Fatti due calcoli, il presidente dell’Antitrust spiega che, senza elettrodotto, nel 2012 il prezzo all’ingrosso dell’energia elettrica siciliana è risultato in media superiore a quello medio nazionale (Prezzo Unico Nazionale, PUN) del 26%, considerando tutte le ore, e del 42% se si considerano soltanto le ore di picco della domanda. Se ci fosse stato l’elettrodotto e il prezzo zonale siciliano dell’elettricità fosse stato pari a quello nazionale, il risparmio per l’intero sistema elettrico nazionale sarebbe stato di circa 480 milioni di euro, equivalente, in termini di risparmio sul PUN pagato da tutti i consumatori elettrici italiani, a circa 1,8 euro per MWh.

Ora, con l’avvio del processo sul posizionamento del pilone n. 40, si rischia un nuovo stop e il permanere del pagamento, da parte dei consumatori del resto d’Italia, delle disfunzioni della rete elettrica siciliana.

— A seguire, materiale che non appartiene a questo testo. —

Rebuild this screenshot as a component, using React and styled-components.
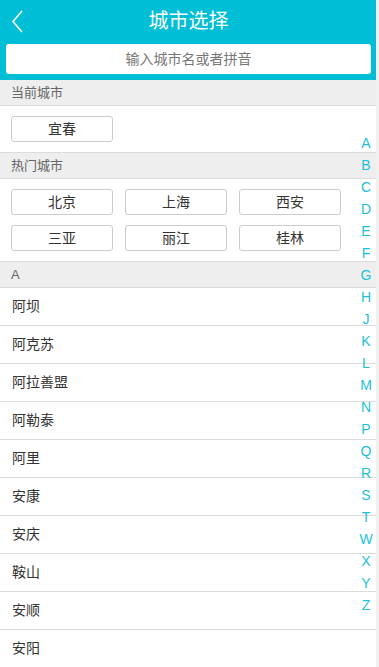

Una via d’uscita, però, ci sarebbe ed è quella indicata dal presidente dell’Antitrust, quando ha ammonito il presidente della Regione Sicilia e quello dell’Assemblea regionale, affermando che “ulteriori iniziative assunte dalle istituzioni regionali al fine di ritardare la realizzazione dell’opera rappresentano un ostacolo frapposto alla risoluzione di una problematica concorrenziale (a voler prescindere dai pur importanti temi di sicurezza del sistema elettrico), che attualmente grava sui costi dell’energia pagata dalle imprese e dalle famiglie di tutta la nazione”.

In caso di azioni tendenti a determinare ulteriori ritardi, secondo il presidente dell’Antitrust, “apparirebbe particolarmente attuale” la proposta contenuta nel documento del governo sulla “Strategia energetica nazionale” sull’opportunità di rivedere l’attuale sistema di definizione del prezzo dell’energia elettrica all’ingrosso, che attraverso il Prezzo Unico Nazionale (PUN) “socializza sulla media nazionale i costi delle congestioni derivanti dalle situazioni di carenze delle infrastrutture di rete (come avviene tra la Sicilia ed il Continente)”.